Come accade del resto negli altri Stati (guidati praticamente tutti da regimi, d’ispirazione più o meno religiosa o militare) dove non c’è un distributore diretto della bevanda analcolica. Bottigliette di Coca-Cola si trovano a Teheran e nelle altre città della teocrazia islamica, ma anche in Siria, in Iraq, in Libia o in Congo, in Somalia, in Angola - importata, soprattutto nell’Africa subsahariana da spregiudicati imprenditori libanesi che soddisfano la domanda di gusto globale.

Più complicato per l’azienda di hamburger con sede a Oak Brook (Illinois ) penetrare in alcuni mercati che per la carne hanno tabù e regole (MCDonald’s ha appena aperto un ristorante vegetariano in India: un miliardo e cento milioni di abitanti, mercato in espansione del fast food, Coca-Cola compresa).

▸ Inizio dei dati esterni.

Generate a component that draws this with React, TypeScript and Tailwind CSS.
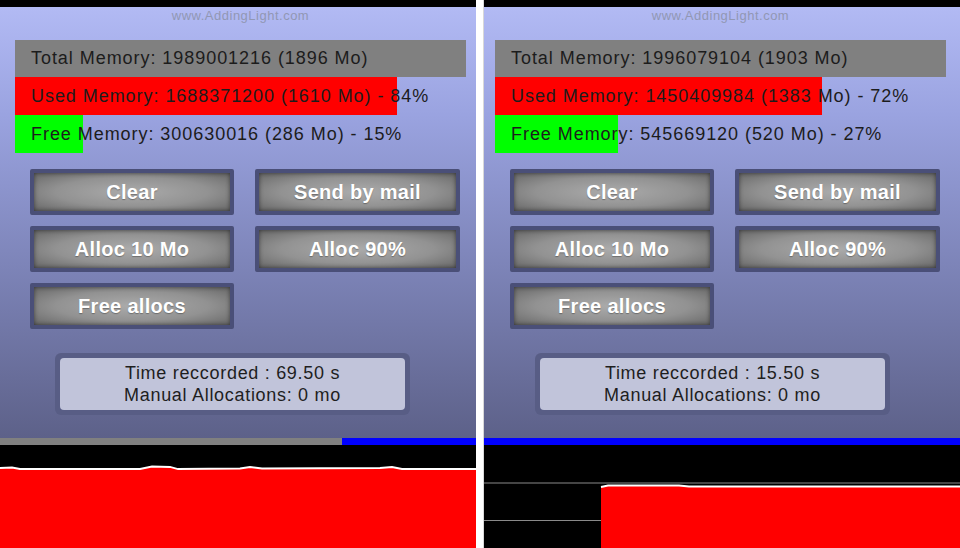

Ma tempo passerà prima che i due archi d’oro svettino nelle città rinfrescate dal vento della primavera araba, un tempo assai più lungo di quello che trascorse dalla caduta del più famoso dei muri mondiali, nell’89 a Berlino, all’arrivo dell’armamentario fast food nell’ex Cortina di ferro comunista. Nell’Est Europa c’era un’ideologia a frenare l’espansione, nel Mondo Arabo c’è un oltranzismo religioso che rigoglie e che le rivoluzioni anti-dittature ha portato prepotentemente in superficie.

La penetrazione del panino imbottito di carne nei mercati mediorientali ha avuto il primo impulso dalla prima guerra all’Iraq, agli inizi degli Anni Novanta, e solo la presenza dei GI’s, i fanti statunitensi, ha reso quotidiana l’immagine di McDonald’s. Ma già la guerra in Afghanistan e Iraq non ha introdotto i fast food nelle nazioni dove Bush voleva esportare la democrazia. Qui piuttosto sono arrivati altri prodotti, bellici: i droni, gli aerei senza pilota guidati dal Pentagono che scovano e uccidono i terroristi (e anche parecchi civili). E presto i droni voleranno anche sulla Libia, a caccia di nuovi nemici della “dottrina McDonald’s”.